とよく父は強がりのような負け惜しみのようなことを漏らしてました。今思うとこれじゃあスーパーと取引出来るはずありません(笑)。

 

 案の定、経営が苦しくなり心労で父が脳梗塞で倒れたのが平成13年、私も父の意志をそのまま継いで「もやし重視路線、気に入らないことはやらない路線」、をすすめたものからどんどん太い客が離れて、倒産が目前に迫るまでに。

 

 平成22年に父が亡くなり、3年後の25年に母も亡くなって、それでも残された私と妻は「もやし重視路線」を進み続けました。すでにこの路線はもやし業界でもほとんどいなくなりましたが。そして多くの人の協力を得て関東を中心に私らのもやしの理解が得られ、そして気が付けば今に至ってました。そんな60年でした。もやし屋を始めた父も母も、まさか自分の事もがここまでやってこれたとは思わなかったでしょう。

 

 私を育ててくれた父と母、そしてもやし屋という仕事。
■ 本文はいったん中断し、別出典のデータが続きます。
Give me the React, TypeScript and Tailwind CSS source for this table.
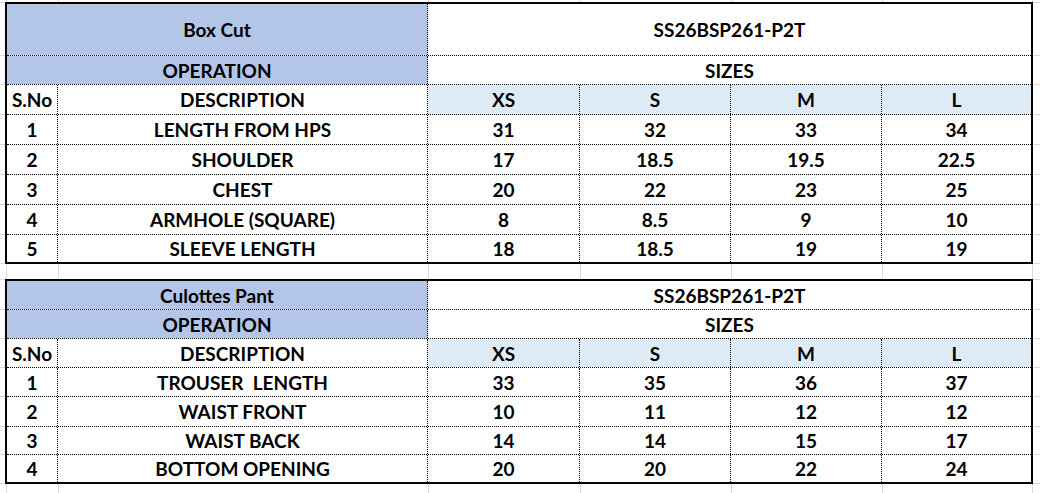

その気持ちを尊重しながら、そのもやし屋で私らが元気に生きていくことが両親への最大の親孝行と考えています。

 

 

 

 

 ちょっと前に「もやしは客寄せでお店は損して(安く仕入れて)売っている」という内容でテレビで放送されてました。

 

私は番組を観てなかったのですが、たまたま私どものもやしを扱っている方が観て写真付きで教えてくれました。私が10年前に観ていたら「またこんなくだらないことを放映しやがって!」と怒り心頭になりましたが、今は(もちろんがっかりはしましたが)「はあーまだこういう考えが残っているのか…」と半ば諦めている心情です。なぜこんなことになるのでしょう?誰がこういう流れを作っているのか?…いろいろ考えてしまいます。

 

 3年ほど前はもやしの原料(豆)の価格の高騰で多くの生産者が苦しみ、「みなさんもやし生産者の苦境を理解してください」的な悲痛な叫びがマスメディアに取り上げられてました。私はずっと前から「生活者に理解を訴えるのもいいけどまず自らもやしの価値を上げることに注力すべき」と信じて、そのために活動してきました。結果として多くのマスメディアに取り上げられ「もやしは安いだけの野菜でない」と、自分の「思いの拡散」に貢献してくれました。

 

 生産者が自分の気持ちを広く発信すればマスメディアは味方になります。が、あいまいな目的で、あいまいな発信をしていれば、マスメディアは時に自発的に強烈な逆風となる気がします。

 

 マスメディアという媒体が味方になるか、敵になるか、すべてはもやしを一番良く知る生産者次第だと思うのです。